Thursday 21 May 2015

Bringing Bones to Life

I'm tired.

Are you tired?

I'm tired.

Not like "I need a nap" tired or "I need a good night's sleep" tired, or even "I need a vacation" tired.  All those things would be great, but no, not that kind of tired.  I mean "spiritually" tired, I guess.  Uninspired, lacking enthusiasm and an overall "joie de vivre."  I think you probably know what I mean.  You might even be feeling it, too.

And that's not good.  Because it's Pentecost this week, the so-called "Birthday of the Church," the day that celebrates the Holy Spirit coming into the apostles and empowering them to preach and teach and spread the story of Jesus.

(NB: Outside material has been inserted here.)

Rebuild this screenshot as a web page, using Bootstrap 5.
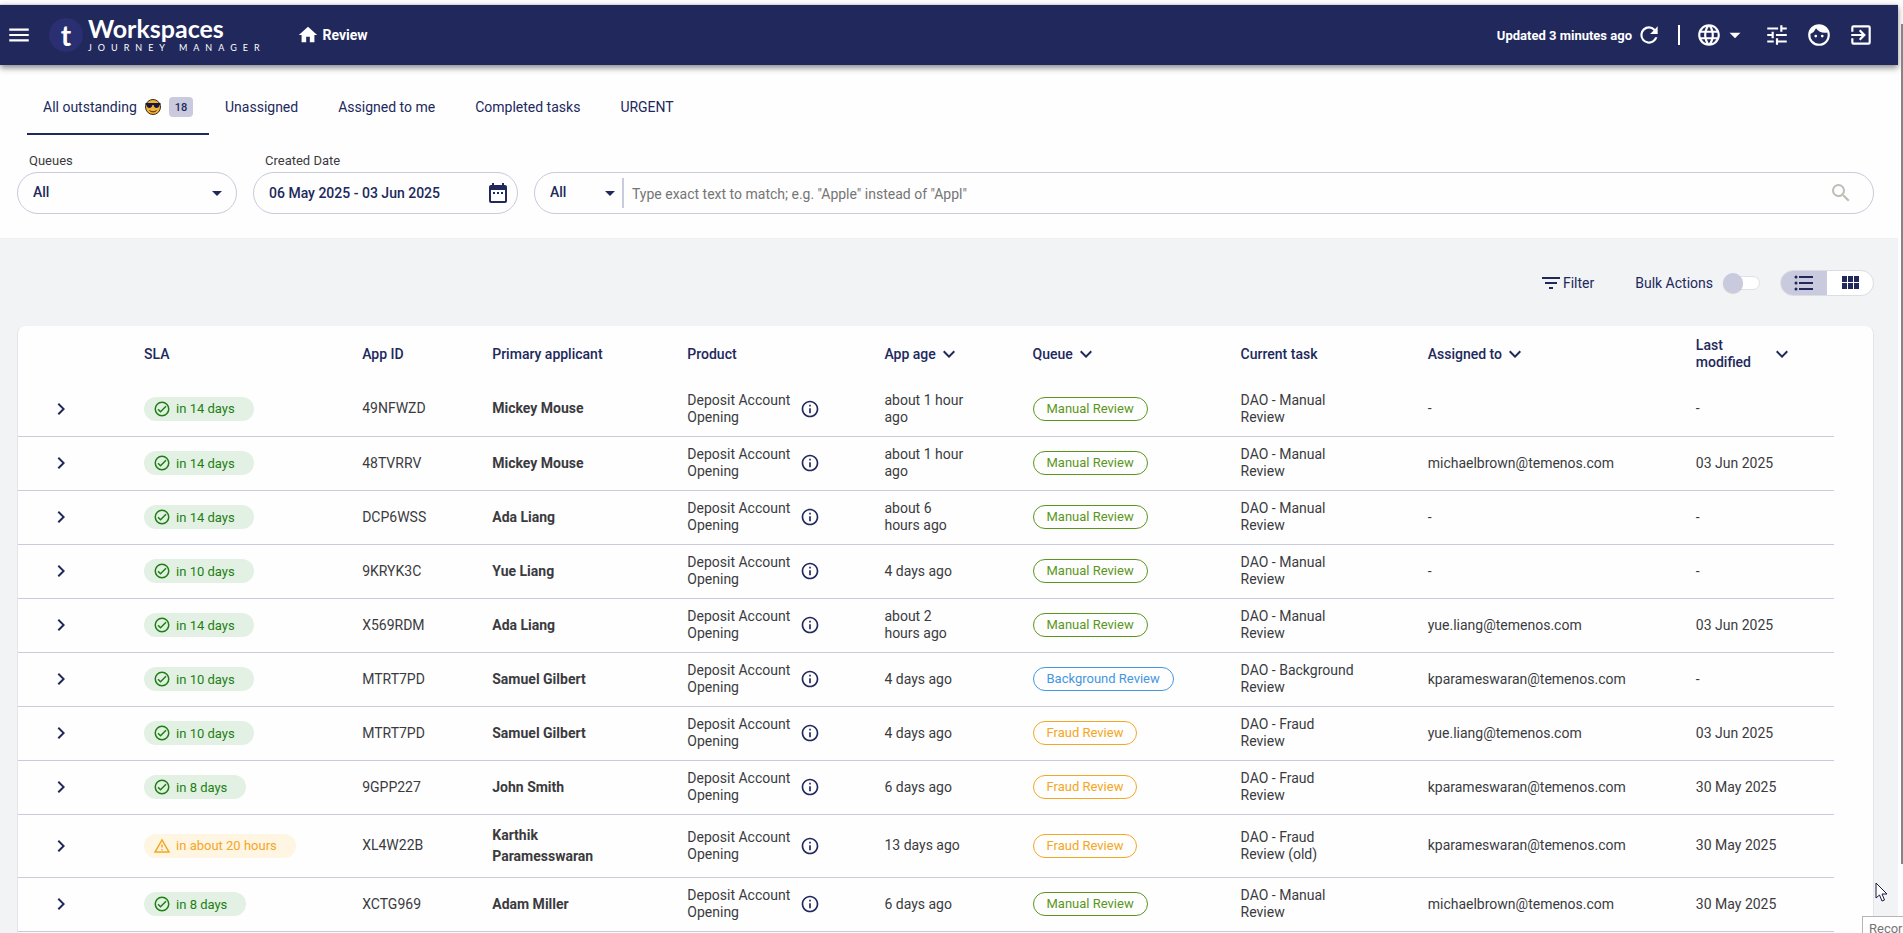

But I'm tired.  That's a little awkward.  I need to be able to deliver some inspiring words of wisdom, some spirited words of inspiration and enthusiasm.  That should be easy because it's a great story.  The disciples have spent some time with the resurrected Jesus and he's left them, but he left them with the promise of the Holy Spirit, advocate and comforter, that would come to them and empower them to carry on what he had taught and showed them.  And here it was, the feast of Pentecost, and there is a mighty wind and tongues of fire and they begin to prophesy in every language of those who could hear them so that all could understand.  Come, Holy Spirit, come!

But I'm not feeling it, to be honest.  I've got nothing new.  I've got some great Bible Study material, sure, but just can't find the inspiration.

To be honest, I don't really feel like those apostles who were anticipating the coming of the Holy Spirit.  Yes, Jesus died and that was scary, but Jesus is alive again, "as he said," and he also said that the Holy Spirit was coming.  You can sense the anticipation.  And here it is.  That's awesome.

But I'm feeling more like that story in Ezekiel about the valley of dry bones (Ezekiel 37:1-14).  Dry bones, just lying there in the sun.  Waiting, not anticipating anything.  Just lying there until Ezekiel brings the word of God to them.

Anyway, I could think of nothing to say.  So I went and mowed the lawn.

Yeah, that's right, on a Wednesday afternoon even.  (Of course, now I'm writing this in the middle of the night.)  And if you've read me before, you know that I don't garden - I have a black thumb - and I only mow the lawn or prune trees because I have to, and I'm not real happy about doing that.  But I have to do something.

Yes.  Yes I do.  I have to do something.

And that's just the flesh and sinew.  In the story from Ezekiel, the first prophesy of Ezekiel puts flesh and sinew on the bones, but the bodies are still not alive.  It's only with the prophecy of the breath of the four winds, the breath of God, that they become alive.
How often do we just act out or go through the motions of doing the right thing, saying that we are following Jesus because we are doing the things "church" says we should?  I doubt that organization or structure was on the agenda of the apostles the day after Pentecost.  I bet their "agenda" said three things: one, know that Jesus is in your heart; two, be like Jesus; three, show others how to be like Jesus.

That's the breath of God, the fire of God and the voice of God.

Don't get me wrong, I love the church.  I love the community, I love the sharing of heartfelt joy, questions about life and seeking wholeness.  I love the heart.  But, sometimes, maybe we could have less meetings. Maybe, instead, we could meet a neighbour for coffee, you know, that neighbour who'd had a little trouble recently or lost a family member.  Maybe you can't be in the building Sunday morning, but you can help plant the community garden Saturday morning.  Maybe you could bring that neighbour with you.  Maybe a service isn't for you, but you have questions about that thing Jesus said and you'd like to talk about it.  Maybe a pew's not for you, but you know that Jesus is.

This Pentecost, I hope our little community of faith never loses its heart.  Buildings and bodies are useful, even meaningful when used with heart, but the Spirit is more than bones, more than flesh, it's the breath of God that brings life.